EXERCISE REQUIREMENTS - Pictures do not belong in the copy; quote every entry below exactly.

DATA RECORDS -
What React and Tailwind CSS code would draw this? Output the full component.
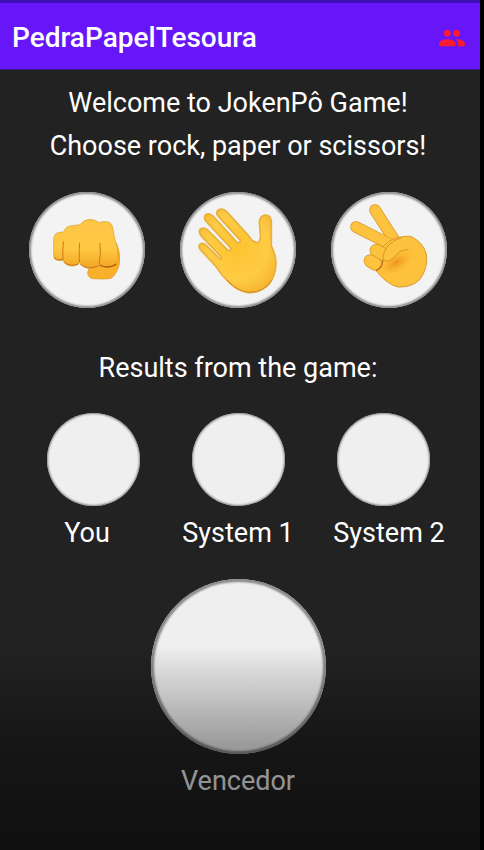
import { MdPeople } from "react-icons/md";

function Shades({ id }) {
  return (
    <defs>
      <radialGradient id={id} cx="0.5" cy="0.45" r="0.65">
        <stop offset="0" stopColor="#fdc32f" />
        <stop offset="0.6" stopColor="#fecb45" />
        <stop offset="1" stopColor="#f5b02c" />
      </radialGradient>
      <linearGradient id={id + "-down"} x1="0" y1="0" x2="0" y2="1">
        <stop offset="0" stopColor="#fdc545" />
        <stop offset="0.6" stopColor="#fec943" />
        <stop offset="1" stopColor="#f3a423" />
      </linearGradient>
      <radialGradient id={id + "-crease"}>
        <stop offset="0" stopColor="#ee9418" />
        <stop offset="1" stopColor="#fbb52e" stopOpacity="0" />
      </radialGradient>
    </defs>
  );
}

function Rock() {
  return (
    <svg viewBox="27 36 348 348" className="size-full" aria-hidden="true">
      <Shades id="rock" />
      <path
        d="M290 190 Q303 222 298 252 Q292 280 275 294 Q268 297 250 297 L218 296 Q204 293 203 279 Q203 266 214 262 L246 258 Z"
        fill="#fbb02b"
        stroke="#e29627"
        strokeWidth="2"
      />
      <path
        d="M101 175 Q104 158 119 157 L131 156 Q136 138 155 137 Q170 135 180 134 Q192 119 208 118 Q225 118 237 128 Q249 124 260 125 Q275 126 278 142 L284 175 Q296 205 294 236 Q292 260 268 262 Q250 265 238 252 Q230 265 210 265 Q190 265 179 247 Q172 259 154 258 Q136 257 129 240 Q125 243 113 241 Q102 240 101 228 Z"
        fill="url(#rock-down)"
        stroke="#dda032"
        strokeWidth="2"
      />
      <g fill="none" stroke="#c87a18" strokeWidth="3" strokeLinecap="round">
        <path d="M130 185 Q127 215 129 239" />
        <path d="M179 190 Q176 225 179 247" />
        <path d="M240 190 Q243 225 238 250" />
        <path d="M103 233 Q113 244 128 238" />
        <path d="M132 247 Q150 262 175 252" />
        <path d="M182 254 Q205 272 235 257" />
        <path d="M239 255 Q262 268 288 253" stroke="#b65b0b" strokeWidth="4" />
      </g>
    </svg>
  );
}

function Paper() {
  return (
    <svg viewBox="30 36 348 348" className="size-full" aria-hidden="true">
      <Shades id="paper" />
      <path
        d="M266 187 Q273 178 271 162 L268 127 Q269 107 286 105 Q303 106 304 124 L304 198 Q318 225 318 252 Q317 288 295 315 Q268 340 234 338 Q205 333 180 310 Q155 287 135 256 L91 209 Q83 199 91 192 Q98 187 109 196 L151 238 Q157 233 151 228 L92 166 Q84 154 92 146 Q102 141 113 150 L174 211 Q184 213 182 204 L107 123 Q99 111 108 103 Q118 98 129 108 L201 187 Q211 190 211 181 L145 109 Q135 97 145 90 Q157 83 170 95 L235 166 Q251 191 266 187 Z"
        fill="url(#paper)"
        stroke="#e9b03c"
        strokeWidth="5"
        strokeLinejoin="round"
      />
      <path d="M171 300 Q200 334 239 337 Q284 336 306 299" fill="none" stroke="#d18c27" strokeWidth="3" />
    </svg>
  );
}

function Finger({ d, width }) {
  return (
    <g fill="none" strokeLinecap="round">
      <path d={d} stroke="#dc9a2e" strokeWidth={width} />
      <path d={d} stroke="#fdc33f" strokeWidth={width - 5} />
    </g>
  );
}

function Scissors() {
  return (
    <svg viewBox="33 36 348 348" className="size-full" aria-hidden="true">
      <Shades id="scissors" />
      <Finger d="M165 90 L228 188" width={35} />
      <Finger d="M108 141 L205 190" width={35} />
      <path
        d="M205 185 Q235 167 272 169 Q308 185 319 222 Q325 265 299 299 Q274 323 233 321 Q198 312 165 268 L175 215 Z"
        fill="#fec13c"
        stroke="#d99a30"
        strokeWidth="3"
      />
      <ellipse cx="228" cy="248" rx="62" ry="30" transform="rotate(-30 228 248)" fill="url(#scissors-crease)" />
      <Finger d="M169 211 L188 222" width={40} />
      <Finger d="M151 243 L166 252" width={40} />
      <path d="M170 271 Q187 262 188 243" fill="none" stroke="#b86a16" strokeWidth="4" strokeLinecap="round" />
      <path
        d="M245 173 Q216 180 199 205 Q186 224 190 237 Q197 247 211 241 Q222 234 231 222 Q243 209 262 209 Q290 208 300 195 Q285 170 245 173 Z"
        fill="#fdc23e"
      />
      <path d="M245 173 Q216 180 199 205 Q186 224 190 237 Q197 247 211 241 Q222 234 231 222 Q243 209 264 209" fill="none" stroke="#d9942a" strokeWidth="3" strokeLinecap="round" />
    </svg>
  );
}

const choices = [
  { name: "Rock", Icon: Rock },
  { name: "Paper", Icon: Paper },
  { name: "Scissors", Icon: Scissors },
];

const players = ["You", "System 1", "System 2"];

export default function App() {
  return (
    <div className="min-h-screen bg-black pr-1 font-['Roboto',sans-serif] text-white">
      <div className="relative flex min-h-screen flex-col bg-[#222222]">
        <header className="flex h-[70px] items-center justify-between border-t-3 border-b border-t-[#3c0eb4] border-b-[#3a1690] bg-[#6716f8] pt-1 pr-3.5 pl-3">
          <h1 className="text-[28px] leading-8 font-medium">PedraPapelTesoura</h1>
          <button type="button" aria-label="Players" className="text-[#fa1b2f]">
            <MdPeople size={28} />
          </button>
        </header>

        <main className="flex flex-col items-center pt-3 pr-1 text-[27px] leading-[43px]">
          <p>Welcome to JokenPô Game!</p>
          <p>Choose rock, paper or scissors!</p>

          <div className="mt-6 flex gap-[35px]">
            {choices.map(({ name, Icon }) => (
              <button
                key={name}
                type="button"
                aria-label={name}
                className="size-[116px] overflow-hidden rounded-full bg-[#f3f3f3] shadow-[inset_0_0_2px_2px_#8a8a8a]"
              >
                <Icon />
              </button>
            ))}
          </div>

          <h2 className="mt-[39px]">Results from the game:</h2>

          <div className="mt-[23px] flex gap-[52px]">
            {players.map((name) => (
              <div key={name} className="size-[93px] rounded-full bg-[#efefef] shadow-[inset_0_0_2px_1px_#8a8a8a]" />
            ))}
          </div>
          <div className="mt-1.5 flex gap-[35px]">
            {players.map((name) => (
              <p key={name} className="w-[116px] text-center whitespace-nowrap">
                {name}
              </p>
            ))}
          </div>

          <div className="mt-6 size-[175px] rounded-full bg-[#efefef] shadow-[inset_0_0_2px_3px_#8a8a8a]" />
          <p className="mt-1.5">Vencedor</p>
        </main>

        <div className="pointer-events-none absolute inset-x-0 bottom-0 h-[205px] bg-linear-to-b from-black/0 via-black/35 via-48% to-black/55" />
      </div>
    </div>
  );
}
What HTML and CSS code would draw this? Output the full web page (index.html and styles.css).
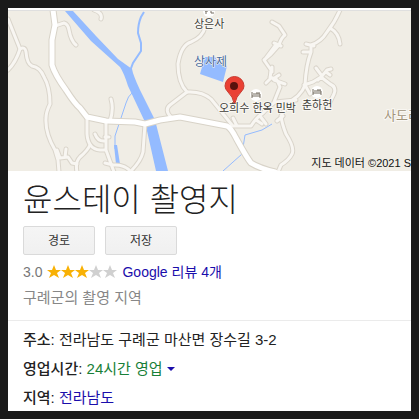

RESULT BELOW -
What React and Tailwind CSS code would draw this? Output the full component.
import { MdPeople } from "react-icons/md";

function Shades({ id }) {
  return (
    <defs>
      <radialGradient id={id} cx="0.5" cy="0.45" r="0.65">
        <stop offset="0" stopColor="#fdc32f" />
        <stop offset="0.6" stopColor="#fecb45" />
        <stop offset="1" stopColor="#f5b02c" />
      </radialGradient>
      <linearGradient id={id + "-down"} x1="0" y1="0" x2="0" y2="1">
        <stop offset="0" stopColor="#fdc545" />
        <stop offset="0.6" stopColor="#fec943" />
        <stop offset="1" stopColor="#f3a423" />
      </linearGradient>
      <radialGradient id={id + "-crease"}>
        <stop offset="0" stopColor="#ee9418" />
        <stop offset="1" stopColor="#fbb52e" stopOpacity="0" />
      </radialGradient>
    </defs>
  );
}

function Rock() {
  return (
    <svg viewBox="27 36 348 348" className="size-full" aria-hidden="true">
      <Shades id="rock" />
      <path
        d="M290 190 Q303 222 298 252 Q292 280 275 294 Q268 297 250 297 L218 296 Q204 293 203 279 Q203 266 214 262 L246 258 Z"
        fill="#fbb02b"
        stroke="#e29627"
        strokeWidth="2"
      />
      <path
        d="M101 175 Q104 158 119 157 L131 156 Q136 138 155 137 Q170 135 180 134 Q192 119 208 118 Q225 118 237 128 Q249 124 260 125 Q275 126 278 142 L284 175 Q296 205 294 236 Q292 260 268 262 Q250 265 238 252 Q230 265 210 265 Q190 265 179 247 Q172 259 154 258 Q136 257 129 240 Q125 243 113 241 Q102 240 101 228 Z"
        fill="url(#rock-down)"
        stroke="#dda032"
        strokeWidth="2"
      />
      <g fill="none" stroke="#c87a18" strokeWidth="3" strokeLinecap="round">
        <path d="M130 185 Q127 215 129 239" />
        <path d="M179 190 Q176 225 179 247" />
        <path d="M240 190 Q243 225 238 250" />
        <path d="M103 233 Q113 244 128 238" />
        <path d="M132 247 Q150 262 175 252" />
        <path d="M182 254 Q205 272 235 257" />
        <path d="M239 255 Q262 268 288 253" stroke="#b65b0b" strokeWidth="4" />
      </g>
    </svg>
  );
}

function Paper() {
  return (
    <svg viewBox="30 36 348 348" className="size-full" aria-hidden="true">
      <Shades id="paper" />
      <path
        d="M266 187 Q273 178 271 162 L268 127 Q269 107 286 105 Q303 106 304 124 L304 198 Q318 225 318 252 Q317 288 295 315 Q268 340 234 338 Q205 333 180 310 Q155 287 135 256 L91 209 Q83 199 91 192 Q98 187 109 196 L151 238 Q157 233 151 228 L92 166 Q84 154 92 146 Q102 141 113 150 L174 211 Q184 213 182 204 L107 123 Q99 111 108 103 Q118 98 129 108 L201 187 Q211 190 211 181 L145 109 Q135 97 145 90 Q157 83 170 95 L235 166 Q251 191 266 187 Z"
        fill="url(#paper)"
        stroke="#e9b03c"
        strokeWidth="5"
        strokeLinejoin="round"
      />
      <path d="M171 300 Q200 334 239 337 Q284 336 306 299" fill="none" stroke="#d18c27" strokeWidth="3" />
    </svg>
  );
}

function Finger({ d, width }) {
  return (
    <g fill="none" strokeLinecap="round">
      <path d={d} stroke="#dc9a2e" strokeWidth={width} />
      <path d={d} stroke="#fdc33f" strokeWidth={width - 5} />
    </g>
  );
}

function Scissors() {
  return (
    <svg viewBox="33 36 348 348" className="size-full" aria-hidden="true">
      <Shades id="scissors" />
      <Finger d="M165 90 L228 188" width={35} />
      <Finger d="M108 141 L205 190" width={35} />
      <path
        d="M205 185 Q235 167 272 169 Q308 185 319 222 Q325 265 299 299 Q274 323 233 321 Q198 312 165 268 L175 215 Z"
        fill="#fec13c"
        stroke="#d99a30"
        strokeWidth="3"
      />
      <ellipse cx="228" cy="248" rx="62" ry="30" transform="rotate(-30 228 248)" fill="url(#scissors-crease)" />
      <Finger d="M169 211 L188 222" width={40} />
      <Finger d="M151 243 L166 252" width={40} />
      <path d="M170 271 Q187 262 188 243" fill="none" stroke="#b86a16" strokeWidth="4" strokeLinecap="round" />
      <path
        d="M245 173 Q216 180 199 205 Q186 224 190 237 Q197 247 211 241 Q222 234 231 222 Q243 209 262 209 Q290 208 300 195 Q285 170 245 173 Z"
        fill="#fdc23e"
      />
      <path d="M245 173 Q216 180 199 205 Q186 224 190 237 Q197 247 211 241 Q222 234 231 222 Q243 209 264 209" fill="none" stroke="#d9942a" strokeWidth="3" strokeLinecap="round" />
    </svg>
  );
}

const choices = [
  { name: "Rock", Icon: Rock },
  { name: "Paper", Icon: Paper },
  { name: "Scissors", Icon: Scissors },
];

const players = ["You", "System 1", "System 2"];

export default function App() {
  return (
    <div className="min-h-screen bg-black pr-1 font-['Roboto',sans-serif] text-white">
      <div className="relative flex min-h-screen flex-col bg-[#222222]">
        <header className="flex h-[70px] items-center justify-between border-t-3 border-b border-t-[#3c0eb4] border-b-[#3a1690] bg-[#6716f8] pt-1 pr-3.5 pl-3">
          <h1 className="text-[28px] leading-8 font-medium">PedraPapelTesoura</h1>
          <button type="button" aria-label="Players" className="text-[#fa1b2f]">
            <MdPeople size={28} />
          </button>
        </header>

        <main className="flex flex-col items-center pt-3 pr-1 text-[27px] leading-[43px]">
          <p>Welcome to JokenPô Game!</p>
          <p>Choose rock, paper or scissors!</p>

          <div className="mt-6 flex gap-[35px]">
            {choices.map(({ name, Icon }) => (
              <button
                key={name}
                type="button"
                aria-label={name}
                className="size-[116px] overflow-hidden rounded-full bg-[#f3f3f3] shadow-[inset_0_0_2px_2px_#8a8a8a]"
              >
                <Icon />
              </button>
            ))}
          </div>

          <h2 className="mt-[39px]">Results from the game:</h2>

          <div className="mt-[23px] flex gap-[52px]">
            {players.map((name) => (
              <div key={name} className="size-[93px] rounded-full bg-[#efefef] shadow-[inset_0_0_2px_1px_#8a8a8a]" />
            ))}
          </div>
          <div className="mt-1.5 flex gap-[35px]">
            {players.map((name) => (
              <p key={name} className="w-[116px] text-center whitespace-nowrap">
                {name}
              </p>
            ))}
          </div>

          <div className="mt-6 size-[175px] rounded-full bg-[#efefef] shadow-[inset_0_0_2px_3px_#8a8a8a]" />
          <p className="mt-1.5">Vencedor</p>
        </main>

        <div className="pointer-events-none absolute inset-x-0 bottom-0 h-[205px] bg-linear-to-b from-black/0 via-black/35 via-48% to-black/55" />
      </div>
    </div>
  );
}
What HTML and CSS code would draw this? Output the full web page (index.html and styles.css).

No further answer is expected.